## Start DATASET SECTION

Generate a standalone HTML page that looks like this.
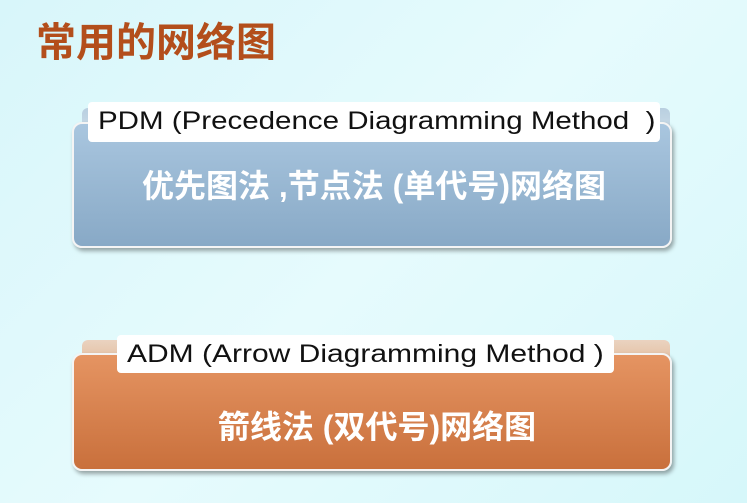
<!DOCTYPE html>
<html><head><meta charset="utf-8"><style>
body{margin:0;width:747px;height:503px;overflow:hidden;background:linear-gradient(135deg,#d8f6fa 0%,#e6fbfd 50%,#d6f7fa 100%);font-family:"Liberation Sans","Noto Sans CJK SC",sans-serif;position:relative}
.t{position:absolute;left:36px;top:18px;font-size:40px;font-weight:bold;color:#b34e1b;line-height:50px}
.box{position:absolute;border-radius:10px;border:2px solid #f4f4f4;box-shadow:2px 3px 4px rgba(0,0,0,.35)}
.back{position:absolute;border-radius:6px}
.lab{position:absolute;background:#fff;border-radius:4px;font-size:25px;color:#111;line-height:38px;padding-left:10px;box-sizing:border-box;white-space:nowrap}
.lab span{display:inline-block;transform-origin:0 50%}
.cn{position:absolute;color:#fff;font-weight:bold;font-size:32px;line-height:40px;text-align:center;width:100%;left:0}
</style></head><body>
<div class="t">常用的网络图</div>

<div class="back" style="left:82px;top:108px;width:588px;height:30px;background:linear-gradient(#b9cfe0,#cfe0ea)"></div>
<div class="box" style="left:72px;top:122px;width:596px;height:122px;background:linear-gradient(#a9c6df,#88a9c6)">
<div class="cn" style="top:42px;left:2px">优先图法 ,节点法 (单代号)网络图</div></div>
<div class="lab" style="left:88px;top:102px;width:572px;height:40px"><span style="transform:scaleX(1.18)">PDM (Precedence Diagramming Method &nbsp;)</span></div>

<div class="back" style="left:82px;top:340px;width:588px;height:28px;background:linear-gradient(#ead3c0,#e2b898)"></div>
<div class="box" style="left:72px;top:353px;width:596px;height:114px;background:linear-gradient(#e59462,#c9703c)">
<div class="cn" style="top:52px;left:5px">箭线法 (双代号)网络图</div></div>
<div class="lab" style="left:117px;top:335px;width:497px;height:38px"><span style="transform:scaleX(1.2)">ADM (Arrow Diagramming Method )</span></div>
</body></html>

## End DATASET SECTION

EXERCISE TASK: Without the pictures, retype the whole of the material above exactly.

TASK RESPONSE:
Generate a standalone HTML page that looks like this.
<!DOCTYPE html>
<html><head><meta charset="utf-8"><style>
body{margin:0;width:747px;height:503px;overflow:hidden;background:linear-gradient(135deg,#d8f6fa 0%,#e6fbfd 50%,#d6f7fa 100%);font-family:"Liberation Sans","Noto Sans CJK SC",sans-serif;position:relative}
.t{position:absolute;left:36px;top:18px;font-size:40px;font-weight:bold;color:#b34e1b;line-height:50px}
.box{position:absolute;border-radius:10px;border:2px solid #f4f4f4;box-shadow:2px 3px 4px rgba(0,0,0,.35)}
.back{position:absolute;border-radius:6px}
.lab{position:absolute;background:#fff;border-radius:4px;font-size:25px;color:#111;line-height:38px;padding-left:10px;box-sizing:border-box;white-space:nowrap}
.lab span{display:inline-block;transform-origin:0 50%}
.cn{position:absolute;color:#fff;font-weight:bold;font-size:32px;line-height:40px;text-align:center;width:100%;left:0}
</style></head><body>
<div class="t">常用的网络图</div>

<div class="back" style="left:82px;top:108px;width:588px;height:30px;background:linear-gradient(#b9cfe0,#cfe0ea)"></div>
<div class="box" style="left:72px;top:122px;width:596px;height:122px;background:linear-gradient(#a9c6df,#88a9c6)">
<div class="cn" style="top:42px;left:2px">优先图法 ,节点法 (单代号)网络图</div></div>
<div class="lab" style="left:88px;top:102px;width:572px;height:40px"><span style="transform:scaleX(1.18)">PDM (Precedence Diagramming Method &nbsp;)</span></div>

<div class="back" style="left:82px;top:340px;width:588px;height:28px;background:linear-gradient(#ead3c0,#e2b898)"></div>
<div class="box" style="left:72px;top:353px;width:596px;height:114px;background:linear-gradient(#e59462,#c9703c)">
<div class="cn" style="top:52px;left:5px">箭线法 (双代号)网络图</div></div>
<div class="lab" style="left:117px;top:335px;width:497px;height:38px"><span style="transform:scaleX(1.2)">ADM (Arrow Diagramming Method )</span></div>
</body></html>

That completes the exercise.